The Gospel According to André depicts how difficult it is to be true to yourself if you are the embodiment of the opposite of what the professional world expects and embraces and still succeed. Talley is still wounded by “black buck” stereotypes, and even though he is always discreet, his brief allusion to Grace Mirabella not understanding him implies volumes that his expertise was not valued, and he explicitly needed an ally who could value what he offered and be willing to let him use it for Vogue in the “chiffon trenches” in order to progress to where he is today. After seeing The First Monday in May, I was stunned that his ally is Anna Wintour, who says that he wrote letters to her about the prejudice that he faced in his professional life. She confesses that she wasn’t protecting him, but she needed him; however logic never plays a role in racism. Just Google flight attendants calling for doctors then rejecting offers of help from black doctors. So Wintour does deserve praise for recognizing that Talley had skills, that she needed them and then was willing to use them regardless of the packaging in less life threatening conditions.

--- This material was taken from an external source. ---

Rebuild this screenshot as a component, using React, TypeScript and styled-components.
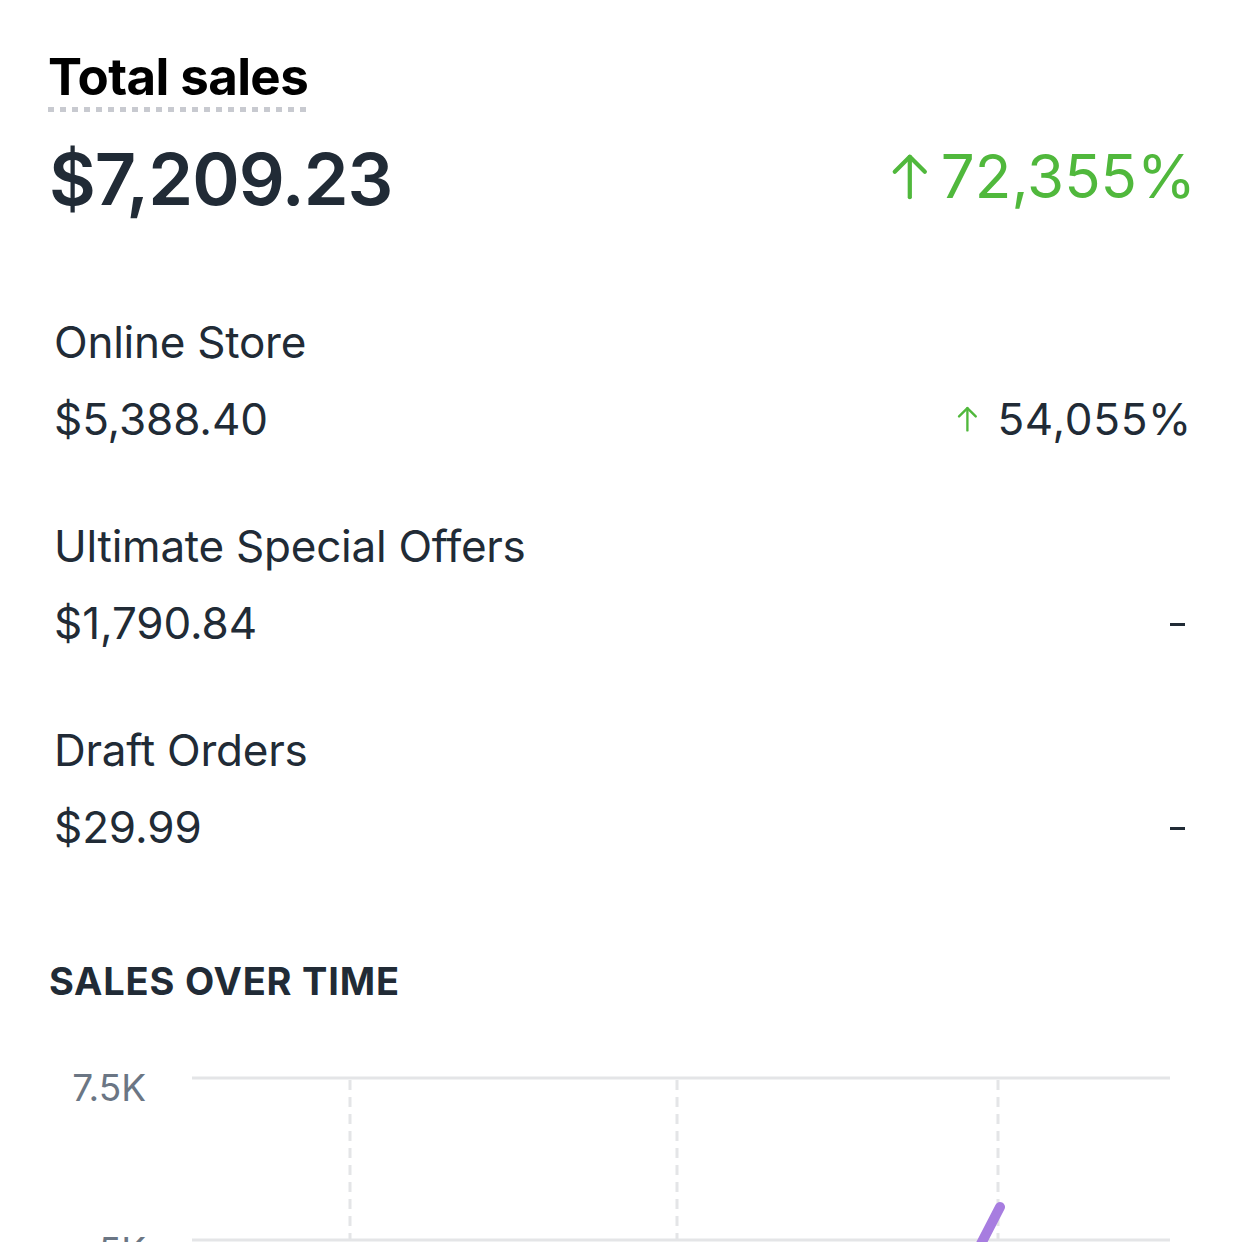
import React from "react";
import styled, { createGlobalStyle } from "styled-components";

const Global = createGlobalStyle`
  html, body { margin: 0; padding: 0; background: #ffffff; }
  body { font-family: Inter, "Noto Sans", "Liberation Sans", sans-serif; color: #212b36; }
`;

const Page = styled.div`
  padding: 47px 50px 0 50px;
  display: flex;
  flex-direction: column;
`;

const Title = styled.h1`
  align-self: flex-start;
  margin: 0 0 0 -2px;
  font-size: 51px;
  line-height: 60px;
  font-weight: 700;
  color: #000;
  letter-spacing: -0.6px;
  &::after {
    content: "";
    display: block;
    height: 5px;
    margin-left: 0;
    margin-right: -2px;
    background-image: repeating-linear-gradient(
      to right,
      #c8cad0 0 6px,
      transparent 6px 12px
    );
  }
`;

const SummaryRow = styled.div`
  margin-top: 27px;
  display: flex;
  align-items: center;
  justify-content: space-between;
`;

const BigValue = styled.div`
  font-size: 72px;
  line-height: 80px;
  font-weight: 600;
  letter-spacing: -1px;
  color: #212b36;
  margin-left: -1px;
`;

const Change = styled.div<{ $big?: boolean }>`
  display: flex;
  align-items: center;
  gap: ${(p) => (p.$big ? "12px" : "20px")};
  font-size: ${(p) => (p.$big ? "60px" : "44px")};
  line-height: ${(p) => (p.$big ? "80px" : "52px")};
  letter-spacing: ${(p) => (p.$big ? "0" : "0.7px")};
  font-weight: 400;
  color: ${(p) => (p.$big ? "#50b83c" : "#212b36")};
  margin-top: ${(p) => (p.$big ? "-6px" : "0")};
  margin-right: ${(p) => (p.$big ? "-4px" : "-1px")};
`;

const Channels = styled.div`
  margin-top: 97px;
  display: flex;
  flex-direction: column;
  gap: 75px;
  padding: 0 1px 0 4px;
`;

const Channel = styled.div`
  display: flex;
  flex-direction: column;
  gap: 25px;
`;

const ChannelName = styled.div`
  font-size: 44px;
  line-height: 52px;
  letter-spacing: -0.25px;
  color: #212b36;
`;

const ChannelValues = styled.div`
  display: flex;
  justify-content: space-between;
  align-items: center;
  font-size: 44px;
  line-height: 52px;
  letter-spacing: -0.1px;
  color: #212b36;
`;

const Dash = styled.span`
  display: block;
  width: 15px;
  height: 3px;
  background: #212b36;
  margin: 3px 6px 0 0;
`;

const SectionHeading = styled.h2`
  margin: 105px 0 0 -1px;
  font-size: 38px;
  line-height: 46px;
  font-weight: 700;
  letter-spacing: 0.8px;
  color: #212b36;
  text-transform: uppercase;
`;

const ChartWrap = styled.div`
  margin-top: 36px;
  height: 202px;
  overflow: hidden;
`;

const ArrowUp = ({ size, stroke }: { size: number; stroke: number }) => (
  <svg
    width={size * 0.8}
    height={size}
    viewBox="0 0 40 50"
    fill="none"
    stroke="#50b83c"
    strokeWidth={stroke}
    strokeLinecap="round"
    strokeLinejoin="round"
  >
    <path d="M20 4 L20 47" />
    <path d="M4 20 L20 4 L36 20" />
  </svg>
);

const Chart = () => (
  <svg width="1142" height="240" viewBox="0 0 1142 240">
    <line x1="142" y1="38" x2="1120" y2="38" stroke="#e4e5e7" strokeWidth="3" />
    <line x1="142" y1="200" x2="1120" y2="200" stroke="#e4e5e7" strokeWidth="3" />
    {[300, 627, 948].map((x) => (
      <line
        key={x}
        x1={x}
        y1="40"
        x2={x}
        y2="200"
        stroke="#e4e5e7"
        strokeWidth="3"
        strokeDasharray="10 7"
      />
    ))}
    <text
      x="96"
      y="61"
      textAnchor="end"
      fontFamily="Inter, 'Noto Sans', sans-serif"
      fontSize="37"
      fill="#6b7684"
    >
      7.5K
    </text>
    <text
      x="96"
      y="224"
      textAnchor="end"
      fontFamily="Inter, 'Noto Sans', sans-serif"
      fontSize="37"
      fill="#6b7684"
    >
      5K
    </text>
    <line
      x1="950"
      y1="167"
      x2="901"
      y2="262"
      stroke="#a77de0"
      strokeWidth="10"
      strokeLinecap="round"
    />
  </svg>
);

const channels = [
  { name: "Online Store", value: "$5,388.40", change: "54,055%" },
  { name: "Ultimate Special Offers", value: "$1,790.84", change: null },
  { name: "Draft Orders", value: "$29.99", change: null },
];

export default function App() {
  return (
    <>
      <Global />
      <Page>
        <Title>Total sales</Title>
        <SummaryRow>
          <BigValue>$7,209.23</BigValue>
          <Change $big>
            <ArrowUp size={47} stroke={4.5} />
            <span>72,355%</span>
          </Change>
        </SummaryRow>
        <Channels>
          {channels.map((c) => (
            <Channel key={c.name}>
              <ChannelName>{c.name}</ChannelName>
              <ChannelValues>
                <span>{c.value}</span>
                {c.change ? (
                  <Change>
                    <ArrowUp size={26} stroke={4.5} />
                    <span>{c.change}</span>
                  </Change>
                ) : (
                  <Dash />
                )}
              </ChannelValues>
            </Channel>
          ))}
        </Channels>
        <SectionHeading>Sales over time</SectionHeading>
        <ChartWrap>
          <Chart />
        </ChartWrap>
      </Page>
    </>
  );
}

I completely empathized with Talley, who appears the most disheveled immediately after the election. I watched the most of Presidon’t’s inauguration during The Gospel According to André and am thrilled that we both decided that the best way to get through the day was to work albeit I was not dictating to Maureen Dowd. Even at his lowest point, we can see how he manages to survive inhospitable environments by seeing a master class in networking. Before the election, he helps his friends in fittings and reminds one of them to reach out to Hillary if she needs help. During the election, he praises Melania’s style despite his apparent distaste in her other life choices.

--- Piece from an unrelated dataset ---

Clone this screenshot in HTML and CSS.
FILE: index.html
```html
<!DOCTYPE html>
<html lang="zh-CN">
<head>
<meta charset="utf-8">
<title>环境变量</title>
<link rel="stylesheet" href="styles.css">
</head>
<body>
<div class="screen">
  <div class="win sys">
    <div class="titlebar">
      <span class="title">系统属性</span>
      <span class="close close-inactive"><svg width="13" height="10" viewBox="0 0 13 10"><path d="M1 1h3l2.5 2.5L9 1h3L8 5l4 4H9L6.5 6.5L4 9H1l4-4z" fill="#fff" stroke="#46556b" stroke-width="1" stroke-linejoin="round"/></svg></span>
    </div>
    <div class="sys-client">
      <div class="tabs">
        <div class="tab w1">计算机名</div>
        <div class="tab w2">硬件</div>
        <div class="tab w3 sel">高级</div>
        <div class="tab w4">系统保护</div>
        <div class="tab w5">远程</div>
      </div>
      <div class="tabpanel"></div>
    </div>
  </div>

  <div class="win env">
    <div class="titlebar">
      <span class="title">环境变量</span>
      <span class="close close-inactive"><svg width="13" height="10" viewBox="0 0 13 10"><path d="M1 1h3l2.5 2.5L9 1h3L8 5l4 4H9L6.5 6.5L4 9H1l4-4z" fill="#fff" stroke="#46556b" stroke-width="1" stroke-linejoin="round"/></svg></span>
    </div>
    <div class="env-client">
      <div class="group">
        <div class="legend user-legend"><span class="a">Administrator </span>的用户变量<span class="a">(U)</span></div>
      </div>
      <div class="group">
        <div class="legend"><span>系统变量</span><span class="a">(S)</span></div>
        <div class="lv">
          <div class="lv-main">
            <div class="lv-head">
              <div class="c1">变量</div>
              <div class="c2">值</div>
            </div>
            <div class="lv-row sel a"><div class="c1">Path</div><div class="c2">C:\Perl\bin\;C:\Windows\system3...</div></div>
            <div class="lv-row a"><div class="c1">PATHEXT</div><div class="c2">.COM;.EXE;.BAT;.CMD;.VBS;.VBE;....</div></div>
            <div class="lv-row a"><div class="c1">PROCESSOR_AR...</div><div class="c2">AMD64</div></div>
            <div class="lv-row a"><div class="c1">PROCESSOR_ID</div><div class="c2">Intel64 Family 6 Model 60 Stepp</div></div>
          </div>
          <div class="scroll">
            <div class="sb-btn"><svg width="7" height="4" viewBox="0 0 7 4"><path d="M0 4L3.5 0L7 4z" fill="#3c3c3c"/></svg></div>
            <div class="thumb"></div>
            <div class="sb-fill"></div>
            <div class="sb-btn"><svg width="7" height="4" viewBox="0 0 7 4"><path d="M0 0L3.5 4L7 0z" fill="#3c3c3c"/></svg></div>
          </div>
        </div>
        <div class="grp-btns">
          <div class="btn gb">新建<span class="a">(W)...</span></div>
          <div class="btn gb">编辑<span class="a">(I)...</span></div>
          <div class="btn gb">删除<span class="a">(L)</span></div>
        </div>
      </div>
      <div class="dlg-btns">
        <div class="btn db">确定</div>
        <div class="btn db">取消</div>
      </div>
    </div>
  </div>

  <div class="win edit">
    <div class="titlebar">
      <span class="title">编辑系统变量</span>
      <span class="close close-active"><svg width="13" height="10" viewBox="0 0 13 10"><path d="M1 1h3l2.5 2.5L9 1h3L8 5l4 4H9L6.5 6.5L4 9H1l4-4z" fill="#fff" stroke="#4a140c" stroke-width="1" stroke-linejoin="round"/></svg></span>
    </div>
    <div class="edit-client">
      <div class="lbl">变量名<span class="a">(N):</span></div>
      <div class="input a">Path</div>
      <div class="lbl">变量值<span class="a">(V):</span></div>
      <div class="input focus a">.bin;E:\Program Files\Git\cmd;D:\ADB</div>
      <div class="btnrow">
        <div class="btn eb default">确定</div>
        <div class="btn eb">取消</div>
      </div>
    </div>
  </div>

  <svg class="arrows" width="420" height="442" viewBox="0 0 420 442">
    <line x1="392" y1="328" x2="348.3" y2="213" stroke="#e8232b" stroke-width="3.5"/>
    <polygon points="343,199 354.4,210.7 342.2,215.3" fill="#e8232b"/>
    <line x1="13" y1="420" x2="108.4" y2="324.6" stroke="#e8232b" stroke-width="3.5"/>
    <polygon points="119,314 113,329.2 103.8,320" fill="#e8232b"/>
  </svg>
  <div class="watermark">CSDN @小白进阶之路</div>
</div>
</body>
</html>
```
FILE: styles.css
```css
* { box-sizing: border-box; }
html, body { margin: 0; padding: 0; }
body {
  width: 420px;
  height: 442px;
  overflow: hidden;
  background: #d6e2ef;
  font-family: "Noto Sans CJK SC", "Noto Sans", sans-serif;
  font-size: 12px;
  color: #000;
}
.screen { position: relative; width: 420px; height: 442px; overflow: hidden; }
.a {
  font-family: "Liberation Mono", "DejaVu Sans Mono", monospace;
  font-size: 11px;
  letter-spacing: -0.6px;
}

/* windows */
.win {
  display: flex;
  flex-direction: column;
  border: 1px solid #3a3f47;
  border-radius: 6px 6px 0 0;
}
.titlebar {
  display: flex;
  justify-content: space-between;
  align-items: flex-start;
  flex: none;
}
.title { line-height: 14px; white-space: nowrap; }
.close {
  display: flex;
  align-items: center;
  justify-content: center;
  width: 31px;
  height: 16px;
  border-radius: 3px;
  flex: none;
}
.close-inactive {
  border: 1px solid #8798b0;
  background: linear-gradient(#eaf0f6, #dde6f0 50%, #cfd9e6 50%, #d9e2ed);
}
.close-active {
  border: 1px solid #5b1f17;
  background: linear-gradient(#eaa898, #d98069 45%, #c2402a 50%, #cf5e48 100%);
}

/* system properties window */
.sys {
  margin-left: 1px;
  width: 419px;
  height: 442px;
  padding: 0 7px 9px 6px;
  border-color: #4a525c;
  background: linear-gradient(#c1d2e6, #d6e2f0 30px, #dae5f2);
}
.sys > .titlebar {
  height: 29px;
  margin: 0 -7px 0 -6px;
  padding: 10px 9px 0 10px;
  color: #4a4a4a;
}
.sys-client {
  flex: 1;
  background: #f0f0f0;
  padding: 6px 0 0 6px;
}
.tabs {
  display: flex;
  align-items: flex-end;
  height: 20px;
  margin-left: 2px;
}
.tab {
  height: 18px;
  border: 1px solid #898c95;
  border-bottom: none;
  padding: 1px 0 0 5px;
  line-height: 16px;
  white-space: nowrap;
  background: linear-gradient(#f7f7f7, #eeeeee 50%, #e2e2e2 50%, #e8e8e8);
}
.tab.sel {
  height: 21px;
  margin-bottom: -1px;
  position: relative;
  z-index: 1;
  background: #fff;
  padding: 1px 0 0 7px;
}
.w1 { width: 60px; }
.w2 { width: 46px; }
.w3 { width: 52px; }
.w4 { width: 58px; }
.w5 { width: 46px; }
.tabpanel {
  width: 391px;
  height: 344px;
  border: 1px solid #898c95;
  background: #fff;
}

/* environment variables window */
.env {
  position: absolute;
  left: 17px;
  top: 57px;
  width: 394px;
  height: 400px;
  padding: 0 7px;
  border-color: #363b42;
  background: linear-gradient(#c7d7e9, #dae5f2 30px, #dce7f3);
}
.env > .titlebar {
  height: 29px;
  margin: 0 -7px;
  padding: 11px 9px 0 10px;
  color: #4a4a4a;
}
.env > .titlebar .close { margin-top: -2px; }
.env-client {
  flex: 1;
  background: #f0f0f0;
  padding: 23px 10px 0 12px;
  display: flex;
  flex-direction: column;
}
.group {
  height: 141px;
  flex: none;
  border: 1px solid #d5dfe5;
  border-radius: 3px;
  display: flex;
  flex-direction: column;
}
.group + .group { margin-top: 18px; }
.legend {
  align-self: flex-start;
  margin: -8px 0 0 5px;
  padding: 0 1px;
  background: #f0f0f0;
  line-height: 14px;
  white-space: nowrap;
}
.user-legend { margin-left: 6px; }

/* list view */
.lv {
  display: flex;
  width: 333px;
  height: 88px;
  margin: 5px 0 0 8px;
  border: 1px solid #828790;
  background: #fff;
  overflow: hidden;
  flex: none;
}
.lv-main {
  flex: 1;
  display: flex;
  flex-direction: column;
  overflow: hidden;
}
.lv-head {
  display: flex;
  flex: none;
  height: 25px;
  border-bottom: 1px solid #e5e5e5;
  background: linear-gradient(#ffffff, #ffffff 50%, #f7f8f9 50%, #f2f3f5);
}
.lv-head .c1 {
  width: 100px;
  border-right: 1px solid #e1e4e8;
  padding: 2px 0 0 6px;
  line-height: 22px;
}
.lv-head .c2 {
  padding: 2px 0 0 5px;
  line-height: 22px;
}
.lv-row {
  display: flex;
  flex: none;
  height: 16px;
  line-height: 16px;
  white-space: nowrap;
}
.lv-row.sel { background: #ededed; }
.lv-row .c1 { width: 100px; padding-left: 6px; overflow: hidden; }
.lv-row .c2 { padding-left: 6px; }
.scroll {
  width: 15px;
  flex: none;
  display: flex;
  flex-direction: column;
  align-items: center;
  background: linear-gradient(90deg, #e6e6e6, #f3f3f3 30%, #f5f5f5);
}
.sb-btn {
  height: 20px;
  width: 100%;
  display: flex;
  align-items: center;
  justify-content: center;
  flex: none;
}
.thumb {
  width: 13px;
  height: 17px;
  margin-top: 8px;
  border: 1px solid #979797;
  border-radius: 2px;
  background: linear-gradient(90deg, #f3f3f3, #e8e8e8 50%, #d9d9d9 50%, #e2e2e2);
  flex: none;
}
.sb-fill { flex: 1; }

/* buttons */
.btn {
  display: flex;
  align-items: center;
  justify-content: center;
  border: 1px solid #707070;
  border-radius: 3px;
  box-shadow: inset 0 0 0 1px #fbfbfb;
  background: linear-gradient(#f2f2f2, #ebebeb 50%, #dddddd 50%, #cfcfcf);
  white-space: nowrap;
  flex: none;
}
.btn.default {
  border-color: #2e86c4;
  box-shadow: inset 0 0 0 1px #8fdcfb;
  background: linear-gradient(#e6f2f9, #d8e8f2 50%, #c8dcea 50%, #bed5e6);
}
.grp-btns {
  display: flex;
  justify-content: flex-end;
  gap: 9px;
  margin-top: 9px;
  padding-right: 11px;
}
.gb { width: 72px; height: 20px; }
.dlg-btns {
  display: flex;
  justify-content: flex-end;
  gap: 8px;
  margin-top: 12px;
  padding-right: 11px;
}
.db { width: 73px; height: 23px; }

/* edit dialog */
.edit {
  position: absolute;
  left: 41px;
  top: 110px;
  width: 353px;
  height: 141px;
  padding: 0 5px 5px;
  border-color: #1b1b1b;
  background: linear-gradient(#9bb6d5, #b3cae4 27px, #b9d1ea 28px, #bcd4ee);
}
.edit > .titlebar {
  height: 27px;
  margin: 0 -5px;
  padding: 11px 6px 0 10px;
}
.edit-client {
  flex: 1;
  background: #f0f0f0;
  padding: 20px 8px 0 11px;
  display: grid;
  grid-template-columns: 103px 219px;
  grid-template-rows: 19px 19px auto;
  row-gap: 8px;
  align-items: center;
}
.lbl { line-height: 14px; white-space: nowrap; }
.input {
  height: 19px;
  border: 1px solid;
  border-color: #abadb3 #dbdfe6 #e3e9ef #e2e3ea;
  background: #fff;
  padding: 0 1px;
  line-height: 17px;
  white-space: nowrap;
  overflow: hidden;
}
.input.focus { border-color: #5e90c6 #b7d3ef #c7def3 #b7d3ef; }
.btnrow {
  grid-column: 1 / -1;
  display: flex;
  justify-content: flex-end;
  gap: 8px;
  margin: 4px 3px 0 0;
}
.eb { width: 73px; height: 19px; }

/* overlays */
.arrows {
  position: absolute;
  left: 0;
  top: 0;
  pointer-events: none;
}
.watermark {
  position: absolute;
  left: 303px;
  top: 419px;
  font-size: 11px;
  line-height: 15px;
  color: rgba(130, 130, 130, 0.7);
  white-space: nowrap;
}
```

Even though our approach to church and style is at completely opposite entry points, I related to how he also fell in love with the beauty and passion of the world. Talley notes, “Moments should come to you every day.” Navigating and emerging unscathed by the Scylla and Charybdis of sex and drugs, but still embracing the passion and physicality of dancing and food is an integral part of my life story. I hope that Talley lives even longer and is revisited because each time that he is the sole focus, he is more open, and I love it.
The Gospel According to André may be the best documentary of 2018, and the only reason that I’m qualifying my opinion is because we still have half a year to go. You know that I adore Talley and this documentary because I actually took the time to type the e in his first name with an accent. No one else gets that honor unless auto spell check takes the wheel. Once again, my ancestors are holding their heads with their hands. I was raised better than this! My only criticism goes to IMDb that only lists the most famous people featured in the documentary, not the people who are featured the most and are also famous.